» WHAT IS ASKED
Copy each line holding the string "using".
▼▼▼
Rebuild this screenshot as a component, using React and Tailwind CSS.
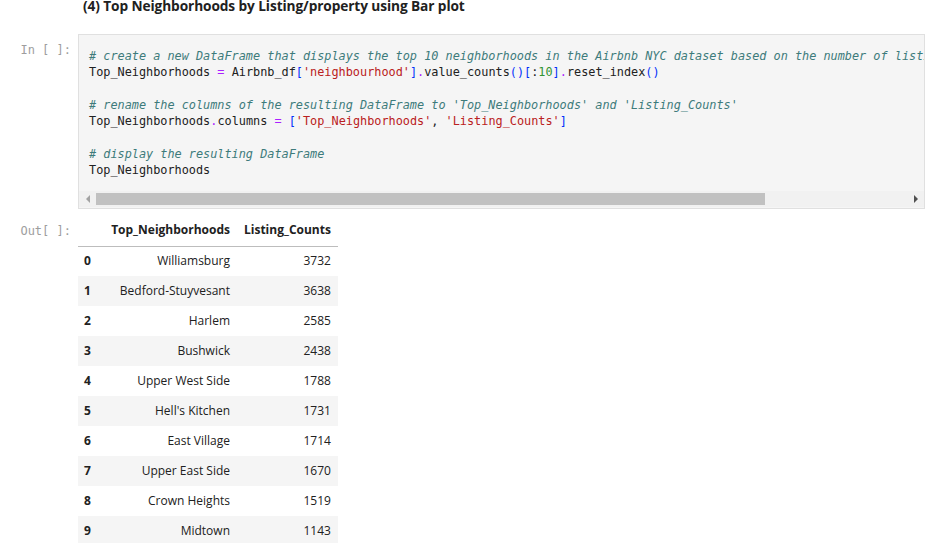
import React from "react";

const mono = { fontFamily: '"DejaVu Sans Mono", "Liberation Mono", monospace' };

const rows = [
  ["0", "Williamsburg", "3732"],
  ["1", "Bedford-Stuyvesant", "3638"],
  ["2", "Harlem", "2585"],
  ["3", "Bushwick", "2438"],
  ["4", "Upper West Side", "1788"],
  ["5", "Hell's Kitchen", "1731"],
  ["6", "East Village", "1714"],
  ["7", "Upper East Side", "1670"],
  ["8", "Crown Heights", "1519"],
  ["9", "Midtown", "1143"],
];

function C({ children }) {
  return <span className="italic text-[#3d7b7b]">{children}</span>;
}
function S({ children }) {
  return <span className="text-[#ba2121]">{children}</span>;
}
function O({ children }) {
  return <span className="text-[#aa22ff]">{children}</span>;
}
function B({ children }) {
  return <span className="text-[#0431fa]">{children}</span>;
}
function P({ children }) {
  return <span className="text-[#319331]">{children}</span>;
}

export default function App() {
  return (
    <div className="w-[943px] h-[543px] overflow-hidden bg-white text-[#212121]" style={{ fontFamily: '"Open Sans", "Noto Sans", sans-serif' }}>
      <div className="pl-[83px] -mt-[3px] text-[13.7px] font-bold leading-[18px] tracking-[-0.1px]">
        (4) Top Neighborhoods by Listing/property using Bar plot
      </div>

      <div className="flex mt-[19px]">
        <div className="w-[78px] shrink-0 pr-[7px] pt-[7px] text-right text-[12px] text-[#9e9e9e]" style={mono}>
          In [ ]:
        </div>
        <div className="w-[847px] h-[175px] border border-[#e0e0e0] bg-[#f5f5f5] flex flex-col">
          <pre className="flex-1 overflow-hidden pl-[10px] pt-[13px] text-[11.85px] leading-[16.3px] whitespace-pre" style={mono}>
            <C># create a new DataFrame that displays the top 10 neighborhoods in the Airbnb NYC dataset based on the number of listings</C>
            {"\n"}Top_Neighborhoods <O>=</O> Airbnb_df<B>[</B><S>'neighbourhood'</S><B>]</B><O>.</O>value_counts<B>()[</B>:<P>10</P><B>]</B><O>.</O>reset_index<B>()</B>
            {"\n\n"}<C># rename the columns of the resulting DataFrame to 'Top_Neighborhoods' and 'Listing_Counts'</C>
            {"\n"}Top_Neighborhoods<O>.</O>columns <O>=</O> <B>[</B><S>'Top_Neighborhoods'</S>, <S>'Listing_Counts'</S><B>]</B>
            {"\n\n"}<C># display the resulting DataFrame</C>
            {"\n"}Top_Neighborhoods
          </pre>
          <div className="h-[16px] mb-[1px] bg-[#f1f1f1] flex items-center">
            <div className="w-[17px] flex justify-center">
              <div className="w-0 h-0 border-y-[4px] border-y-transparent border-r-[4px] border-r-[#a3a3a3]" />
            </div>
            <div className="w-[669px] h-[12px] bg-[#c1c1c1]" />
            <div className="flex-1" />
            <div className="w-[17px] flex justify-center">
              <div className="w-0 h-0 border-y-[4px] border-y-transparent border-l-[4px] border-l-[#505050]" />
            </div>
          </div>
        </div>
      </div>

      <div className="flex mt-[7px]">
        <div className="w-[78px] shrink-0 pr-[7px] pt-[6px] text-right text-[12px] text-[#9e9e9e]" style={mono}>
          Out[ ]:
        </div>
        <table className="border-collapse text-[12px]">
          <thead>
            <tr className="h-[30px] border-b border-[#bdbdbd]">
              <th className="w-[21px]"></th>
              <th className="w-[138px] px-[7px] pb-[2px] text-right font-bold">Top_Neighborhoods</th>
              <th className="w-[100px] px-[7px] pb-[2px] text-right font-bold">Listing_Counts</th>
            </tr>
          </thead>
          <tbody>
            {rows.map((r, i) => (
              <tr key={r[0]} className={i % 2 === 1 ? "h-[30px] bg-[#f5f5f5]" : "h-[30px]"}>
                <th className="pl-[6px] text-left font-bold">{r[0]}</th>
                <td className="px-[7px] text-right">{r[1]}</td>
                <td className="px-[7px] text-right">{r[2]}</td>
              </tr>
            ))}
          </tbody>
        </table>
      </div>
    </div>
  );
}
▲▲▲
» RESPONSE TO THIS EXERCISE
Rebuild this screenshot as a component, using React and Tailwind CSS.
        (4) Top Neighborhoods by Listing/property using Bar plot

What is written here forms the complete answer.